The purpose of this post is to point out my observation that one day at the convention felt a lot like the old days, when the dealers were only open on a Sunday, and there was a sense of urgency about finding something new and exciting.
There was a need to keep an eye on the clock and make it to the coffee shop on time to meet people. Getting round the dealers room demanded more attention and a firm decision when something attracted my eye.
In short, it felt like the old days and I really enjoyed it. Three days always gives attendees too much time to wander around and become overly familiar and complacent with the dealers. Decisions are put off and often shelved. There isn't that hunger or immediacy that existed when we had just eight hours to find that diamond in the rough.
Two days might be the perfect number but three (and five or six at FISM) just feels too much in my humble opinion.
So, I had a great time for the first time in years. I always enjoy it, really, but I'm usually very, very tired of it all when I leave. This time I left wanting a bit more and I think that's the secret to everything.
It seemed a little quiet this year. Perhaps because I didn't see the full Saturday crowd and am missing the Sunday crowd.
As usual, I avoided the Ruskin. It's a dreadful place for a convention headquarters.
The world's largest convention, in the smallest hotel with much of it closed off until the crush becomes nearly unbearable. I miss the old hotel every time I go near the Ruskin. Even if you skip the shows and go to the hotel, they refuse to open the function rooms until everyone else arrives and you're forced to fight for a drab corner of the room.

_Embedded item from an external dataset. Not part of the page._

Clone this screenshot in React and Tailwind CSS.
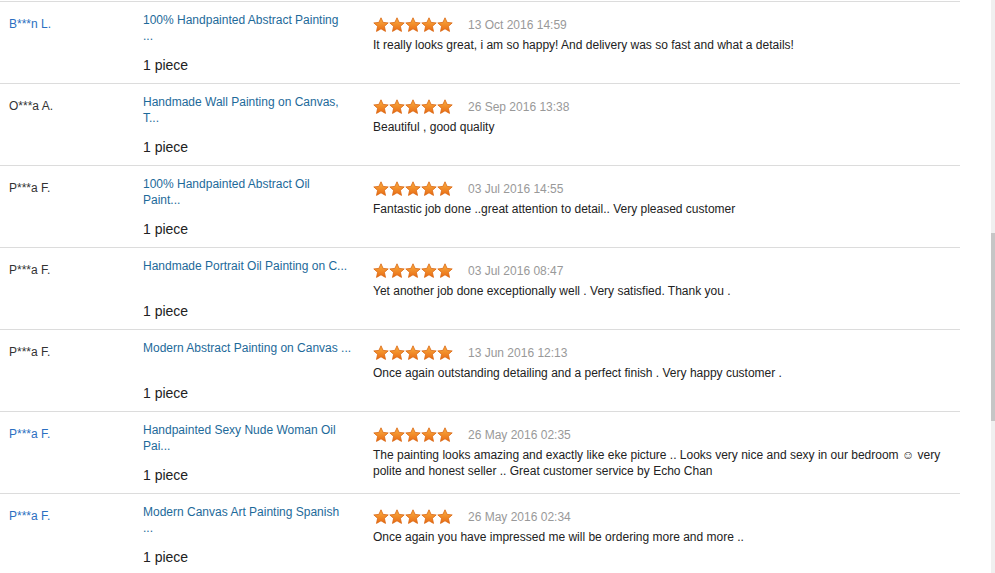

Criticism aside, Blackpool Magician's Convention remains unique. The town has improved and there are plenty of places for decent food, though the roaming gangs of drunks still infest the town at night.
As a marketplace for magic, it delivered a lot of terrific effects to watch but, as usual, I found little to buy other than some old books, props and puzzles. Despite everything negative being said, the Blackpool Convention deserves to be recognized as a great institution and I would miss a year without it, but will probably stick to visiting for just one day and wishing I'd stayed for more.